Perhaps the most profound application comes from its connection to the limits of knowledge itself. In a technique like Extended X-ray Absorption Fine Structure (EXAFS), scientists analyze a spectrum to deduce the arrangement of atoms in a material. They collect data over a finite range in a variable $k$ (the photoelectron wavevector) and analyze it over a finite range in a conjugate variable $R$ (the radial distance). The sampling theorem, in a generalized form, reveals the total number of independent pieces of information, or "degrees of freedom," contained within this finite data window. For a given experimental range, it might tell you that your data can support, say, a maximum of 5.7 independent parameters. This is an astonishingly powerful statement. It is a mathematical law that prevents us from over-interpreting our data.

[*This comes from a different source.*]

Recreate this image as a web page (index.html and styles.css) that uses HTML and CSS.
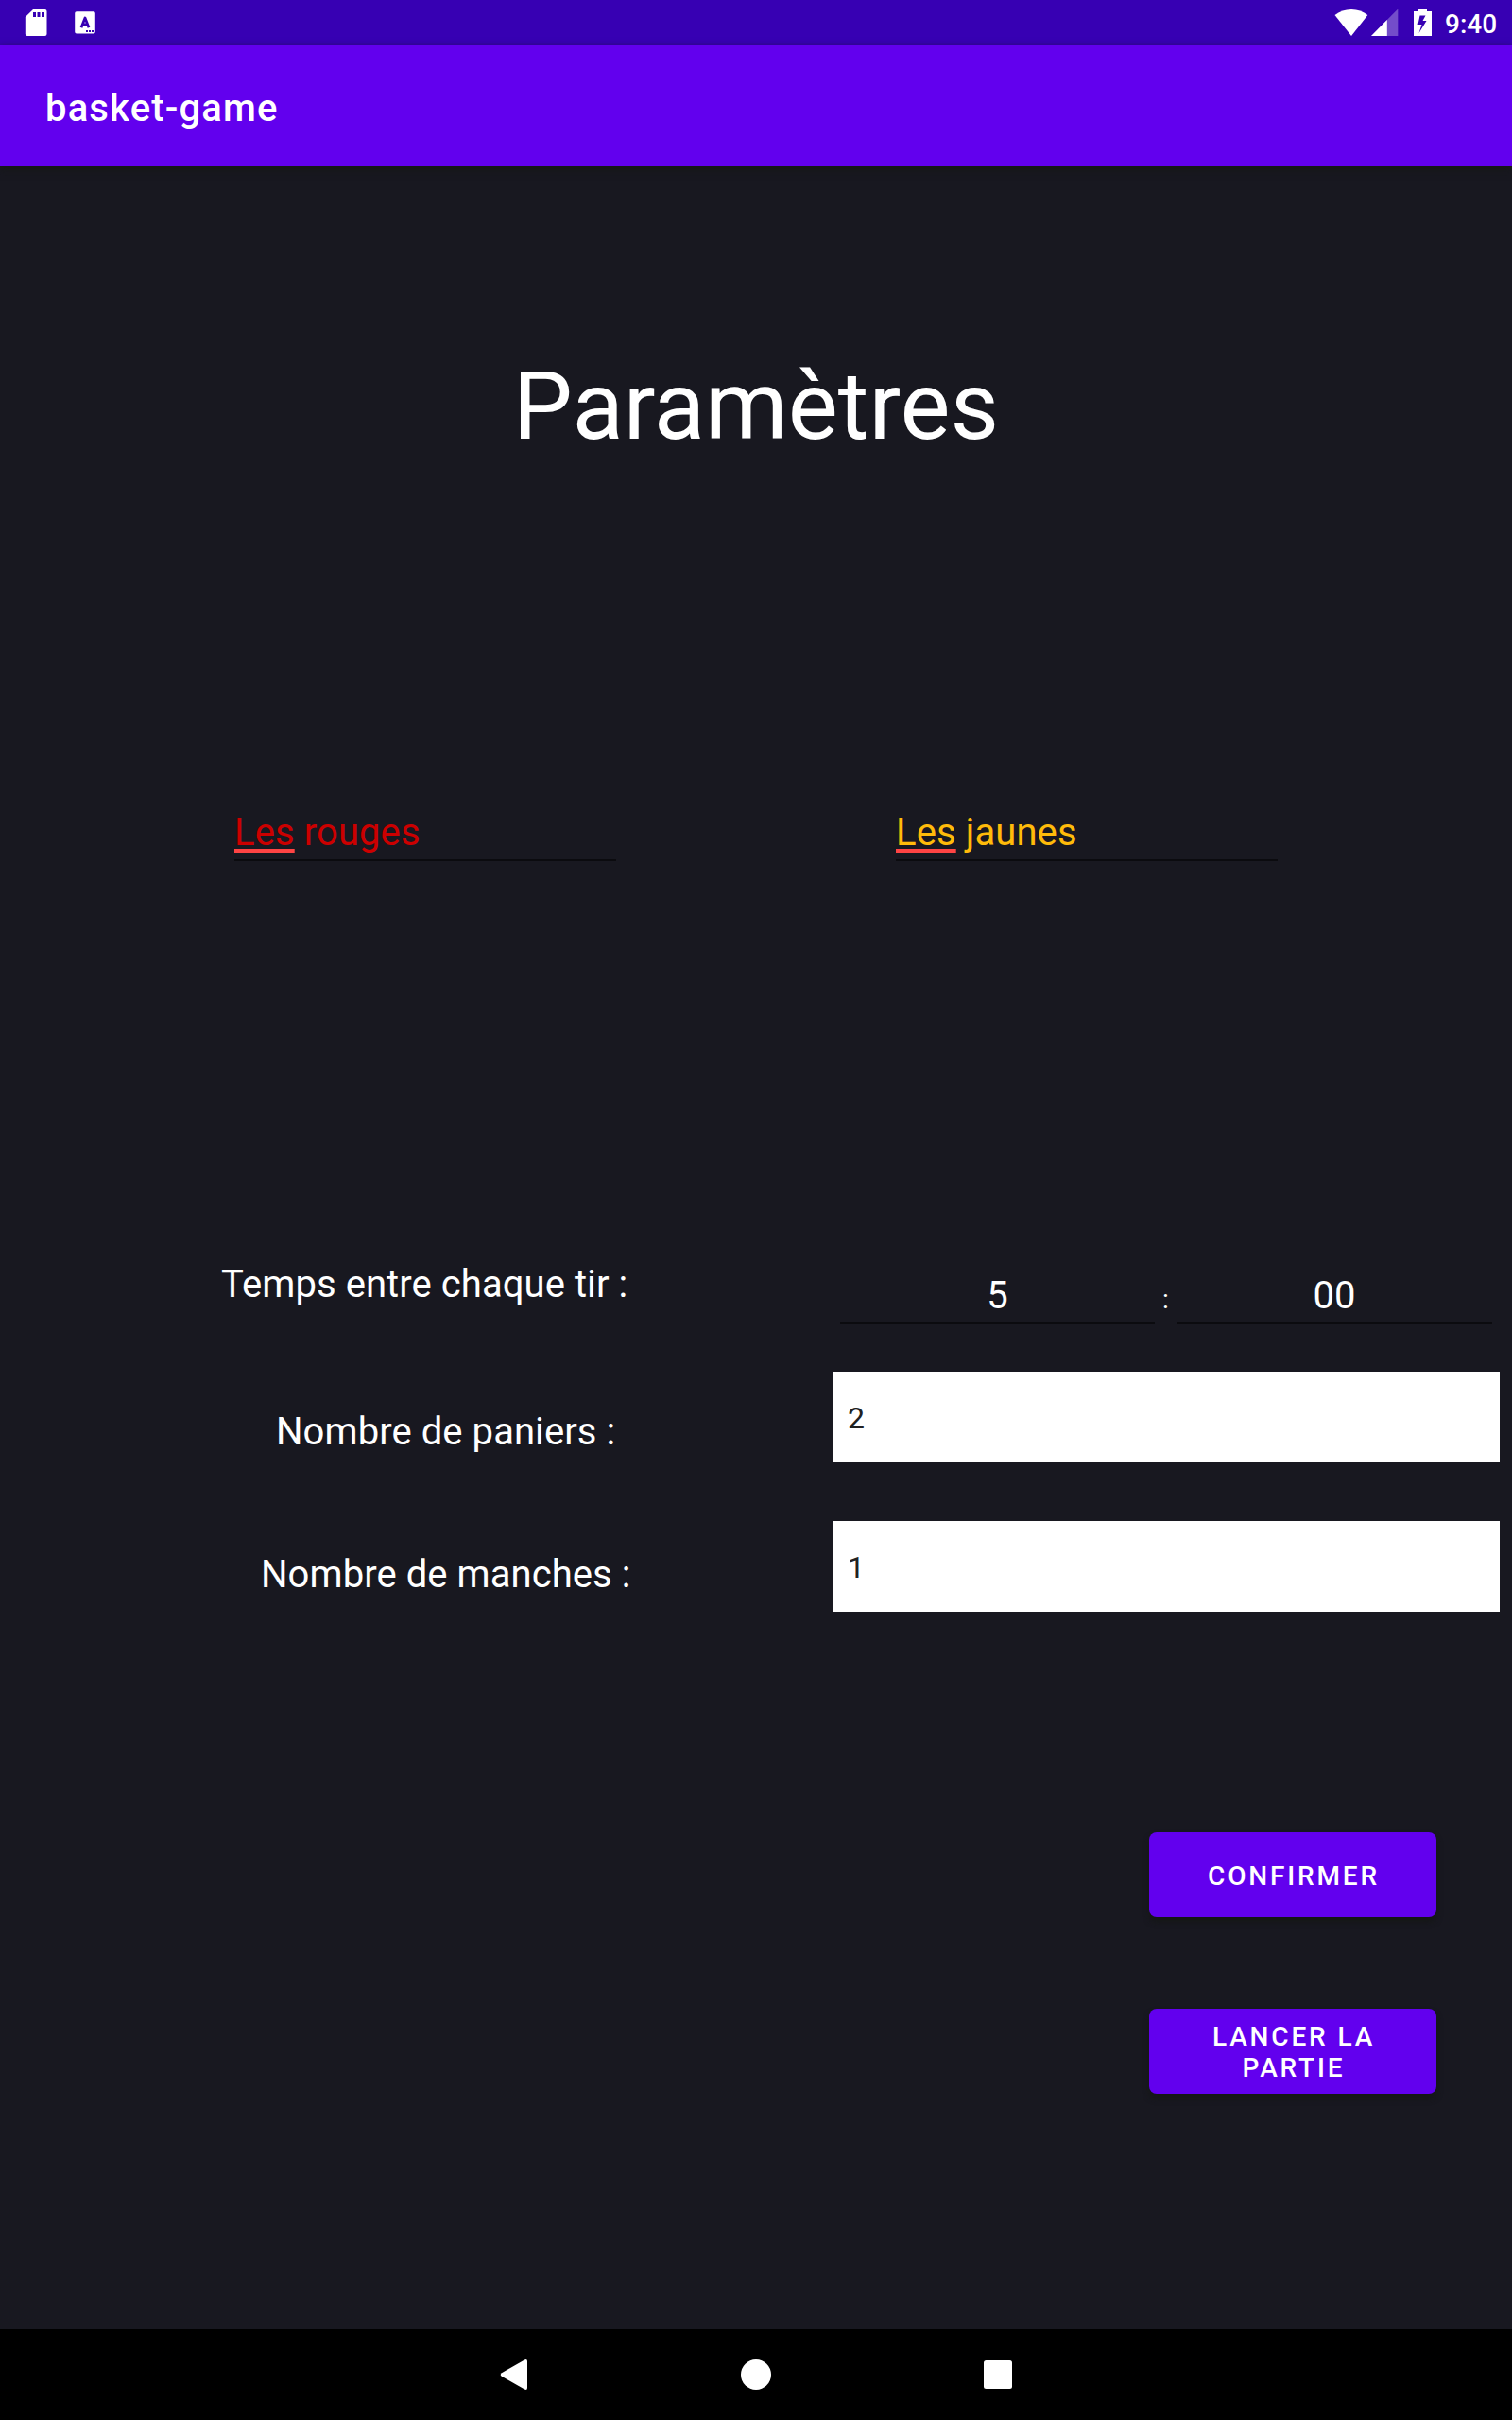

It tells us that trying to fit a model with ten parameters to this specific dataset is a fool's errand; we would be fitting noise, creating a fiction that has no basis in reality. The theorem becomes a principle of scientific humility, a guide that tells us not only what we can know from an experiment, but also what we cannot.

And so we see the grand, unifying sweep of Shannon's insight. It is a golden thread that ties together digital audio, photography, microscopy, computer simulation, and the very philosophy of data analysis. It is the simple, beautiful, and inescapable rule governing the leap from the continuous reality we inhabit to the discrete descriptions we use to understand it.